Em 2015, o Mecanismo Nacional de Prevenção e Combate a Tortura apontou graves violações dos direitos humanos no sistema socioeducativo de Pernambuco. No mesmo ano, um relatório do SINASE (Sistema Nacional de Atendimento Socioeducativo) colocava Pernambuco como o segundo estado onde mais morriam adolescentes em conflito com a lei, com a marca de 9 mortes, ficando atrás apenas de São Paulo, onde naquele ano morreram 10. Em 2016, a resolução do Conselho Estadual da Criança e Adolescente de nº 067/2016 estabelecia que a FUNASE elaborasse um Plano de Redução do Excedente dos Adolescentes para a Unidade Abreu e Lima no prazo de trinta dias, com base nos parâmetros do SINASE. Entretanto, a resolução nunca foi apresentada.

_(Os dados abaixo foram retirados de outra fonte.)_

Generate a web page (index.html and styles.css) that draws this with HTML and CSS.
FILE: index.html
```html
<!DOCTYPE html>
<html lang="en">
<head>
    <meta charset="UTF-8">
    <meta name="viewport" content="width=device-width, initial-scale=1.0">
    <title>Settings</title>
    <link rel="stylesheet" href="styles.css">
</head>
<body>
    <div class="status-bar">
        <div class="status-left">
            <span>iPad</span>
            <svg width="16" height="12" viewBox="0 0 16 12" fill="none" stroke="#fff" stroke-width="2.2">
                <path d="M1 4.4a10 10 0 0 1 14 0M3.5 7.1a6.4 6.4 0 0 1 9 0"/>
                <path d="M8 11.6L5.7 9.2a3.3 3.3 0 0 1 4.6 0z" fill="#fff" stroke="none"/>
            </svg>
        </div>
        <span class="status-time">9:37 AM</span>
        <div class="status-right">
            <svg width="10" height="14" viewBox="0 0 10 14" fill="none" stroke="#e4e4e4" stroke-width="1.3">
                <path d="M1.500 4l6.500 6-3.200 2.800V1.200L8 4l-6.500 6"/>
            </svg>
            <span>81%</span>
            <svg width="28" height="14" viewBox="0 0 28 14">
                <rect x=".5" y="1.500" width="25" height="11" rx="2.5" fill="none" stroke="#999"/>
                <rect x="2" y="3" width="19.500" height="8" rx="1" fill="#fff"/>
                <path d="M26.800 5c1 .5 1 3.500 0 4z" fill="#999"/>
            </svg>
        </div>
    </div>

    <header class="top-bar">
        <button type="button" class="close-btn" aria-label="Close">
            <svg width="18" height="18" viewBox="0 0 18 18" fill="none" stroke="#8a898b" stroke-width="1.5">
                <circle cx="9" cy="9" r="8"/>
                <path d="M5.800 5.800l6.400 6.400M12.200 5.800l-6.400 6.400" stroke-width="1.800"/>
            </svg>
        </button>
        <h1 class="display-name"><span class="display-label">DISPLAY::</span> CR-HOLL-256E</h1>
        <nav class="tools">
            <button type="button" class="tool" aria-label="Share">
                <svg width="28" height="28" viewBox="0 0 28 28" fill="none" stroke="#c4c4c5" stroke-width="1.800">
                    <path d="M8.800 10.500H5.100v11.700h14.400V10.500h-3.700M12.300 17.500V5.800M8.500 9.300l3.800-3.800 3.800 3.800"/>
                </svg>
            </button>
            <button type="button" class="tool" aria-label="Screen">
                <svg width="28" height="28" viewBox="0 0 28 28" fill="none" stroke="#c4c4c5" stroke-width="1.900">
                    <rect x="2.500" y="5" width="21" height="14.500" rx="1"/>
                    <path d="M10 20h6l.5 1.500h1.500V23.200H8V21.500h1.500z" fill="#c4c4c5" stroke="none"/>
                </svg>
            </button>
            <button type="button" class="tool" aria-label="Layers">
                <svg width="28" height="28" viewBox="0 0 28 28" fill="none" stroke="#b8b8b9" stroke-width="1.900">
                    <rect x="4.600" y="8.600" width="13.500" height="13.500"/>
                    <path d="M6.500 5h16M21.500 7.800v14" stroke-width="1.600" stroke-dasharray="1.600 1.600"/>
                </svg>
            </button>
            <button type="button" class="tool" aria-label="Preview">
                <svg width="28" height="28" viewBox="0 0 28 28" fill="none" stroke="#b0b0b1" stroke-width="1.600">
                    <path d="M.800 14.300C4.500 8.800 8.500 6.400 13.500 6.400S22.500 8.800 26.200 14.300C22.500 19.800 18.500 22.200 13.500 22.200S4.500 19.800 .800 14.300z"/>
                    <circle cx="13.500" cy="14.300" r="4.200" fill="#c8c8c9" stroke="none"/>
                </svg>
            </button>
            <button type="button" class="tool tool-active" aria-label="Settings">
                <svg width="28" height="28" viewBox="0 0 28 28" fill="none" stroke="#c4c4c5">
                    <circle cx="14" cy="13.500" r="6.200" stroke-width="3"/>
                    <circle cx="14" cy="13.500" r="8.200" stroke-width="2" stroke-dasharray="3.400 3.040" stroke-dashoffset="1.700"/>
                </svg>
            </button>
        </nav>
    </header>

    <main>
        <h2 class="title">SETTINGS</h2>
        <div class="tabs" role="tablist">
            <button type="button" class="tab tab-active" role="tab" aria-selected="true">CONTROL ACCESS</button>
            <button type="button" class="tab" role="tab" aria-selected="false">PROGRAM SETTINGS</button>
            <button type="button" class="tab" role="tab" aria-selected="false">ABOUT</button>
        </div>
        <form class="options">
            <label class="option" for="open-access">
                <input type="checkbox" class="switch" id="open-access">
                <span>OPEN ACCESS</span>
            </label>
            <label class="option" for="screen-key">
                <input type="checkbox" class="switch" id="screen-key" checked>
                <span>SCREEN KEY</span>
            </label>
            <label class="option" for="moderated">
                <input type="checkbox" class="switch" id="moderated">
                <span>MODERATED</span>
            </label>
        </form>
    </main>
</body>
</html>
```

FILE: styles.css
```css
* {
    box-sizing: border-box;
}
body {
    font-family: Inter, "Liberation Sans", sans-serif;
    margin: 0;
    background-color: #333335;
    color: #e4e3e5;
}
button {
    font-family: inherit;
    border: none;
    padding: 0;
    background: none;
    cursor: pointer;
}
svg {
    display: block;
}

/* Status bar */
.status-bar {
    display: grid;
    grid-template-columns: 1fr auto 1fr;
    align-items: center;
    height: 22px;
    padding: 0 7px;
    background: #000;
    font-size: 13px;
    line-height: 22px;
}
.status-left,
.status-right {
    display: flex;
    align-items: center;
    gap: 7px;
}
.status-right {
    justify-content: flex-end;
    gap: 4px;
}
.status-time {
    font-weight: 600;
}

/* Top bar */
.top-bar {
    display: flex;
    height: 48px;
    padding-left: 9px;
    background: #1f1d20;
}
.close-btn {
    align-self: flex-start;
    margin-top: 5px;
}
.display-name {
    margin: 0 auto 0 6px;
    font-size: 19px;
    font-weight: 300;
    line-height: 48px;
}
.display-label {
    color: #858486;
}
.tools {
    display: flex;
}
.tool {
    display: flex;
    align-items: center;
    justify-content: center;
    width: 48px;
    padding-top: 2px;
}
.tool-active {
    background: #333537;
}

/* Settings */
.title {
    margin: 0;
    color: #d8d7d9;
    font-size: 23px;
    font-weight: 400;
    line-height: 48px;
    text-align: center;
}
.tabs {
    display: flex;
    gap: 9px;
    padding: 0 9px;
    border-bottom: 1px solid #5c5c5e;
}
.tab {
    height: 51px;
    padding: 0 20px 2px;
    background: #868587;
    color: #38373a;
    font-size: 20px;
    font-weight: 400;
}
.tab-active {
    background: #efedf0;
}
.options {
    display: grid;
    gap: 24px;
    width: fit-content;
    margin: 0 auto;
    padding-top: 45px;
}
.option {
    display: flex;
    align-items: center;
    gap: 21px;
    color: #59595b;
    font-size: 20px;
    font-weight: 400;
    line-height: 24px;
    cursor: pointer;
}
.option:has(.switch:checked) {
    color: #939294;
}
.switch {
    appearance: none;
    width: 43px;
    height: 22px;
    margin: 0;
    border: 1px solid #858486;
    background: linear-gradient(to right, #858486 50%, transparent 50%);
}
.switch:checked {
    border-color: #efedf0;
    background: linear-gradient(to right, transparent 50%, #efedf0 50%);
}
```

Em 2016, o Conselho Nacional de Direitos Humanos, Conselho Nacional dos Direitos da Criança e do Adolescente, com um representante do Conselho Nacional de Justiça, visitaram as unidades de Caruaru e Abreu e Lima e recomendaram a desativação delas. De acordo com o GAJOP, o governo de Pernambuco apresentou um plano emergencial para um investimento de mais de R$ 2 milhões para reformas na Unidade de Abreu e Lima, desconsiderando todas as recomendações para fechamento da unidade.

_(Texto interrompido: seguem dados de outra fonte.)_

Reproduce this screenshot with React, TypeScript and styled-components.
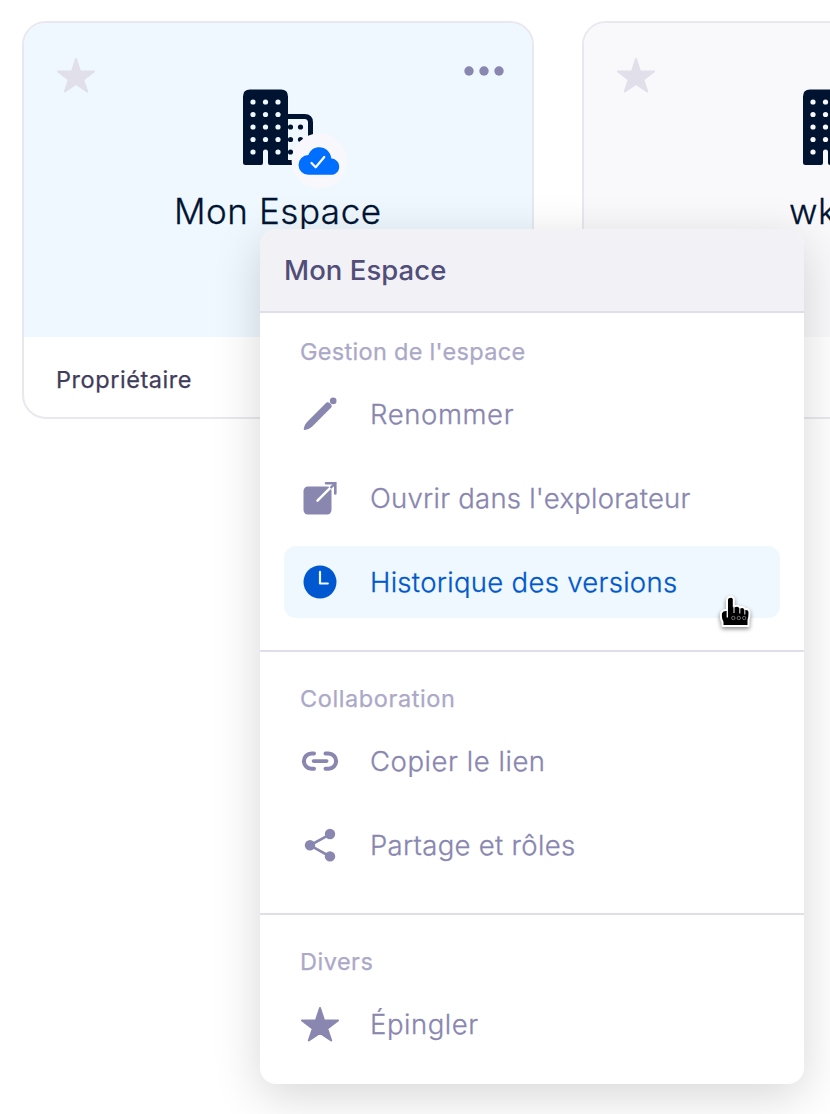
import React from "react";
import styled, { createGlobalStyle } from "styled-components";

const GlobalStyle = createGlobalStyle`
  * { box-sizing: border-box; }
  body {
    margin: 0;
    background: #fff;
    font-family: Inter, "Liberation Sans", sans-serif;
    overflow: hidden;
  }
  svg { display: block; flex: none; overflow: visible; }
`;

const Page = styled.main`
  position: relative;
  width: 830px;
  height: 1114px;
  overflow: hidden;
  padding: 21px 0 0 22px;
`;

const CardRow = styled.div`
  display: flex;
  gap: 48px;
`;

const Card = styled.article`
  flex: none;
  width: 512px;
  height: 398px;
  border: 2px solid #e9e8ef;
  border-radius: 24px;
  overflow: hidden;
  background: #fff;
`;

const CardBody = styled.div<{ $active?: boolean }>`
  height: 314px;
  padding: 33px 28px 0 32px;
  background: ${(p) => (p.$active ? "#eff7ff" : "#f9f9fc")};
`;

const CardTop = styled.div`
  display: flex;
  align-items: flex-start;
  height: 132px;
`;

const BuildingSlot = styled.div`
  margin: 33px auto 0 113px;
`;

const MoreButton = styled.button`
  border: 0;
  padding: 0;
  background: none;
`;

const CardTitle = styled.h2<{ $indent: number }>`
  margin: 0;
  padding-left: ${(p) => p.$indent}px;
  font-size: 35px;
  font-weight: 300;
  line-height: 46px;
  letter-spacing: 0.55px;
  -webkit-text-stroke: 0.3px;
  color: #001432;
  white-space: nowrap;
`;

const CardFooter = styled.footer`
  display: flex;
  align-items: center;
  height: 80px;
  padding: 4px 32px 0;
  font-size: 23.5px;
  font-weight: 400;
  letter-spacing: 0.55px;
  -webkit-text-stroke: 0.25px;
  color: #3f3c5c;
`;

const Menu = styled.div`
  position: absolute;
  left: 260px;
  top: 229px;
  width: 544px;
  height: 855px;
  border-radius: 16px;
  background: #fff;
  box-shadow: 0 12px 48px rgba(0, 0, 0, 0.16);
`;

const MenuHeader = styled.header`
  height: 84px;
  padding: 0 24px;
  border-bottom: 2px solid #dfdeea;
  border-radius: 16px 16px 0 0;
  background: #f2f1f6;
  font-size: 27.5px;
  font-weight: 500;
  line-height: 83px;
  letter-spacing: 0.05px;
  color: #514e7a;
`;

const Section = styled.section<{ $top: number; $bottom: number }>`
  padding: ${(p) => p.$top}px 24px ${(p) => p.$bottom}px;
  & + & { border-top: 2px solid #dfdeea; }
`;

const SectionLabel = styled.h3<{ $gap?: number; $spacing?: number }>`
  margin: 0 0 ${(p) => p.$gap ?? 12}px;
  padding-left: 16px;
  font-size: 23.5px;
  font-weight: 400;
  line-height: 30px;
  letter-spacing: ${(p) => p.$spacing ?? 0.5}px;
  -webkit-text-stroke: 0.25px;
  color: #aba8c8;
`;

const Items = styled.div`
  display: flex;
  flex-direction: column;
  gap: 12px;
`;

const Item = styled.div<{ $active?: boolean; $spacing: number }>`
  display: flex;
  align-items: center;
  gap: 30px;
  height: 72px;
  padding: 0 16px;
  border-radius: 12px;
  font-size: 27.5px;
  font-weight: 300;
  letter-spacing: ${(p) => p.$spacing}px;
  -webkit-text-stroke: 0.3px;
  white-space: nowrap;
  color: ${(p) => (p.$active ? "#0058cc" : "#8986b0")};
  background: ${(p) => (p.$active ? "#eff7ff" : "transparent")};
`;

const ItemText = styled.span<{ $lifted?: boolean }>`
  padding-bottom: ${(p) => (p.$lifted ? 2 : 0)}px;
`;

const Cursor = styled.svg`
  position: absolute;
  left: 455px;
  top: 360px;
  filter: drop-shadow(0 2px 2px rgba(0, 0, 0, 0.45));
`;

const Star = ({ color }: { color: string }) => (
  <svg width="40" height="40" viewBox="0 0 40 40" fill={color} stroke={color} strokeWidth="2" strokeLinejoin="round">
    <path d="M20 3L24.1 15.500H38L27.2 23.6L31.2 35.500L20 28L8.8 35.500L12.8 23.6L2 15.500H15.9Z" />
  </svg>
);

const Building = ({ badge, bg }: { badge?: boolean; bg: string }) => (
  <svg width="138" height="99" viewBox="209 89 138 99">
    <path d="M286 116.500H304.500Q310.500 116.500 310.500 122.500V162.500H286" fill="none" stroke="#001432" strokeWidth="5" />
    {[127, 139.5, 152].map((y) =>
      [290.500, 300.500].map((x) => <circle key={`${x}-${y}`} cx={x} cy={y} r="2.600" fill="#001432" />)
    )}
    <path d="M250 89.500H281Q288 89.500 288 96.500V165H270Q268 165 268 163V152Q268 149.500 265.500 149.500Q263 149.500 263 152V163Q263 165 261 165H245.500Q243 165 243 162.500V96.500Q243 89.500 250 89.500Z" fill="#001432" />
    {[102, 114.5, 127, 139.5, 152].map((y) =>
      [253, 265.5, 278].map((x) =>
        y === 152 && x === 265.5 ? null : <circle key={`${x}-${y}`} cx={x} cy={y} r="2.600" fill={bg} />
      )
    )}
    {badge && (
      <g>
        <circle cx="319.300" cy="161" r="27.700" fill="#f8f8fc" />
        <path d="M308.500 174.800A9.900 9.900 0 0 1 308.300 155C310.500 149.500 314.500 147.200 319.300 147.200C325.300 147.200 330.500 151.500 331.400 158.600C336.200 159 339.200 162.500 339.200 166.700C339.200 171.500 335.700 174.800 331.200 174.800Z" fill="#006eff" />
        <path d="M311.500 163L315.700 167.300L324.300 157" fill="none" stroke="#fff" strokeWidth="2.200" strokeLinecap="round" strokeLinejoin="round" />
      </g>
    )}
  </svg>
);

const Dots = () => (
  <svg width="40" height="30" viewBox="0 0 40 30" fill="#8986b0">
    <circle cx="5" cy="15" r="4.700" />
    <circle cx="20" cy="15" r="4.700" />
    <circle cx="35" cy="15" r="4.700" />
  </svg>
);

const Pencil = () => (
  <svg width="40" height="40" viewBox="0 0 40 40" fill="#8986b0">
    <path d="M26.500 8.600Q28 7.500 29.600 9L31.200 10.600Q32.400 12 31.200 13.400L12 32.700Q8.500 35.800 4.800 36Q3.500 36 3.700 34.700Q4 31.300 7 28Z" />
    <circle cx="33.200" cy="6.900" r="3.300" />
  </svg>
);

const OpenExternal = () => (
  <svg width="40" height="40" viewBox="0 0 40 40" fill="none">
    <rect x="3.500" y="8.500" width="28" height="28" rx="4.500" fill="#8986b0" />
    <path d="M17.500 22.700L32 8.200" stroke="#fff" strokeWidth="2.600" strokeLinecap="round" />
    <path d="M30.500 10L35.500 5" stroke="#8986b0" strokeWidth="2.400" />
    <path d="M26 5.200H35.300V15.500" stroke="#8986b0" strokeWidth="2.600" strokeLinecap="round" />
  </svg>
);

const Clock = () => (
  <svg width="40" height="40" viewBox="0 0 40 40" fill="none">
    <circle cx="20" cy="20" r="16.500" fill="#0058d0" />
    <path d="M20 9.800V21.500H27.800" stroke="#eff7ff" strokeWidth="2.200" strokeLinecap="round" strokeLinejoin="round" />
  </svg>
);

const Link = () => (
  <svg width="40" height="40" viewBox="0 0 40 40" fill="none" stroke="#8986b0" strokeWidth="4" strokeLinecap="round">
    <path d="M14 11.500H11.500A7.600 7.600 0 0 0 11.500 26.700H14M25.500 11.500H28.500A7.600 7.600 0 0 1 28.500 26.700H25.500" />
    <path d="M13.500 19.100H26.700" strokeWidth="3.600" />
  </svg>
);

const Share = () => (
  <svg width="40" height="40" viewBox="0 0 40 40" fill="#8986b0">
    <path d="M30 8.300L10 19.300L30 30.500" fill="none" stroke="#8986b0" strokeWidth="2.600" />
    <circle cx="30" cy="8" r="5.200" />
    <circle cx="10" cy="19.200" r="5.200" />
    <circle cx="30" cy="30.400" r="5.200" />
  </svg>
);

export default function App() {
  return (
    <>
      <GlobalStyle />
      <Page>
        <CardRow>
          <Card>
            <CardBody $active>
              <CardTop>
                <Star color="#e0dfea" />
                <BuildingSlot><Building badge bg="#eff7ff" /></BuildingSlot>
                <MoreButton aria-label="Options"><Dots /></MoreButton>
              </CardTop>
              <CardTitle $indent={118}>Mon Espace</CardTitle>
            </CardBody>
            <CardFooter>Propriétaire</CardFooter>
          </Card>
          <Card>
            <CardBody>
              <CardTop>
                <Star color="#e0dfea" />
                <BuildingSlot><Building bg="#f9f9fc" /></BuildingSlot>
              </CardTop>
              <CardTitle $indent={173}>wk</CardTitle>
            </CardBody>
            <CardFooter />
          </Card>
        </CardRow>

        <Menu>
          <MenuHeader>Mon Espace</MenuHeader>
          <Section $top={24} $bottom={32}>
            <SectionLabel $gap={11} $spacing={0.3}>Gestion de l'espace</SectionLabel>
            <Items>
              <Item $spacing={0.6}><Pencil /><ItemText>Renommer</ItemText></Item>
              <Item $spacing={0.24}><OpenExternal /><ItemText>Ouvrir dans l'explorateur</ItemText></Item>
              <Item $active $spacing={0.3}><Clock /><ItemText>Historique des versions</ItemText></Item>
            </Items>
          </Section>
          <Section $top={32} $bottom={31}>
            <SectionLabel $spacing={0.6}>Collaboration</SectionLabel>
            <Items>
              <Item $spacing={0.55}><Link /><ItemText $lifted>Copier le lien</ItemText></Item>
              <Item $spacing={0.3}><Share /><ItemText $lifted>Partage et rôles</ItemText></Item>
            </Items>
          </Section>
          <Section $top={32} $bottom={23}>
            <SectionLabel>Divers</SectionLabel>
            <Items>
              <Item $spacing={0.55}><Star color="#8986b0" /><ItemText $lifted>Épingler</ItemText></Item>
            </Items>
          </Section>
          <Cursor width="40" height="44" viewBox="0 0 40 44">
            <path d="M14.500 8Q18 7 18.800 10V17.500Q23 15.500 25 18.500Q28.500 17 30 20Q34.500 19.500 34.500 24Q34.500 28 33.500 31V37H7.500V33Q5.500 30 6 24Q7.500 20.500 12 21V10.500Q12.500 8.500 14.500 8Z" fill="#000" stroke="#fff" strokeWidth="2" strokeLinejoin="round" />
            <path d="M12.300 21V28.500" stroke="#fff" strokeWidth="1.300" />
            <path d="M19 17V24M24.800 19V24.500M29.800 20.500V25.500" stroke="#ddd" strokeWidth="1.100" />
            <g fill="none" stroke="#777" strokeWidth="0.900">
              <circle cx="18.300" cy="29" r="1.700" />
              <circle cx="23.800" cy="29" r="1.700" />
              <circle cx="29.200" cy="29" r="1.700" />
            </g>
          </Cursor>
        </Menu>
      </Page>
    </>
  );
}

Em Pernambuco, nove CASEs são destinados aos adolescentes do sexo masculino e apenas um ao sexo feminino. Quatro unidades estão na Região Metropolitana do Recife, três no Agreste, duas na Zona da Mata e uma no Sertão.
Outro lado
A Ponte procurou por e-mail a Secretaria do Desenvolvimento Social, Criança e Juventude de Pernambuco, bem como a própria Funase, mas, até o fechamento, não obteve resposta.